Having had two horses have sore backs caused by Wintecs I'd say don't touch them with a bargepole personally.

They may be OK for certain horses, but to have it happen twice is too much of a coincidence IMO. 

The problem is that there is a tendency to think "one size fits all" and all you have to do to make it fit is to change the gullet, but there's also the longways fit of the saddle to consider.

I'd have a good second hand leather saddle, properly fitted, rather than a Wintec anyday.
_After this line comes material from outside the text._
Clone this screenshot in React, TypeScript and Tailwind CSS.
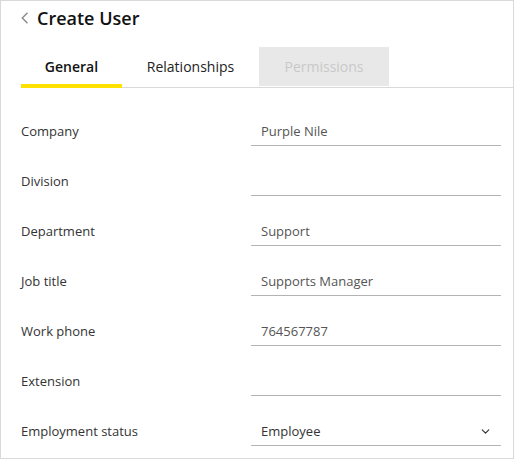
import { ChevronDown } from 'lucide-react';

const fields: { label: string; value: string; select?: boolean }[] = [
    { label: 'Company', value: 'Purple Nile' },
    { label: 'Division', value: '' },
    { label: 'Department', value: 'Support' },
    { label: 'Job title', value: 'Supports Manager' },
    { label: 'Work phone', value: '764567787' },
    { label: 'Extension', value: '' },
    { label: 'Employment status', value: 'Employee', select: true },
];

const BackIcon = () => (
    <svg width="8" height="12" viewBox="0 0 8 12" fill="none" className="shrink-0">
        <path d="M6.5 0.8 L1.3 6 L6.5 11.2" stroke="#8a8a8a" strokeWidth="1.4" />
    </svg>
);

export default function App() {
    return (
        <div className="w-[514px] h-[459px] border border-[#d9d9d9] bg-white font-['Open_Sans',sans-serif] text-[#222]">
            <div className="flex items-center gap-[8px] pl-[20px] pt-[5px] h-[29px]">
                <BackIcon />
                <h1 className="text-[18px] leading-[24px] font-semibold text-[#111]">Create User</h1>
            </div>

            <div className="ml-[20px] mt-[17px] flex items-start border-b border-[#d9d9d9]">
                <div className="w-[101px] h-[41px] -mb-px flex items-center justify-center border-b-4 border-[#ffe100] text-[14px] font-semibold text-[#111] pt-[2px]">
                    General
                </div>
                <div className="w-[137px] h-[41px] -mb-px flex items-center justify-center text-[14px] text-[#222] pb-[2px]">
                    Relationships
                </div>
                <div className="h-[39px] w-[130px] flex items-center justify-center bg-[#e8e8e8] text-[14px] text-[#c8c8c8]">
                    Permissions
                </div>
            </div>

            <div className="mt-[18px] pl-[20px] pr-[12px]">
                {fields.map((f) => (
                    <div key={f.label} className="h-[50px] flex items-center">
                        <div className="w-[230px] pt-[2px] text-[13px] text-[#333]">{f.label}</div>
                        <div className="w-[250px] h-[29px] flex items-center justify-between border-b border-[#b3b3b3] pl-[10px] pr-[9px] pt-[2px] text-[13px] text-[#555]">
                            <span className={f.select ? 'text-[#333]' : ''}>{f.value}</span>
                            {f.select && <ChevronDown size={13} strokeWidth={2.2} className="text-[#333]" />}
                        </div>
                    </div>
                ))}
            </div>
        </div>
    );
}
The only thing I do like about synthetic saddles is that you can go out when its tipping down with rain and you don't have to clean mucky tack after!


----------



## applecart14 (13 October 2010)

miss_molly said:



			Any opinions wanted. Ive just brought a 2nd had dressage saddle with adjsutble gullet. Just wanted peoples opinions on them good or bad.
		
Click to expand...

Not very good in my opinion.  I would save my money and buy a good second hand saddle fitted to my horse by a qualified saddler fitter.  I have a wintec dressage saddle and have a Jeffries Falcon Event Saddle


----------



## king_of_diamonds (13 October 2010)

I actually have the option of going for the Wintec 500 Jumping Saddle and have read reviews everywhere, all over the internet and come to the conclusion that their like Marmite. Some people love them, some people hate them.

I'm going to go for it and see for myself, it'll be the only way i'll ever know for sure!


----------



## miss_molly (14 October 2010)

Thanks for replys. Ive ordered it so will see if it fits her. if it suits her then thats good, if not it will be on ebay.


----------



## teddyt (14 October 2010)

Horrible things. i wouldnt use one if i were given one. Horrible hard panels and awful shaped trees. Ive never seen one fit properly




			Except by a vast majoity of saddlers who won't touch the 500 version with a barge pole.
		
Click to expand...

Disagree. There are loads of saddlers that will sell them because people ask for them. Doesnt mean they fit though!


----------



## Kallibear (15 October 2010)

I actually have the option of going for the Wintec 500 Jumping Saddle and have read reviews everywhere, all over the internet and come to the conclusion that their like Marmite. Some people love them, some people hate them.
		
Click to expand...

The close contact jump saddle with the square cantle? They are a totally different design and fit from the GP/dressage and usually much better. They have a much flatter tree, wider panels and the panels slope a lot less so the outside edge doesn't dig in. They are often a good fit.


----------



## teddyt (15 October 2010)

KOD- The trouble is that if you only have one saddle then a close contact saddle wouldnt be a good choice. They are designed for a short period of riding e.g. at a competition. Not ideal for riding everyday because the panels are slimmer.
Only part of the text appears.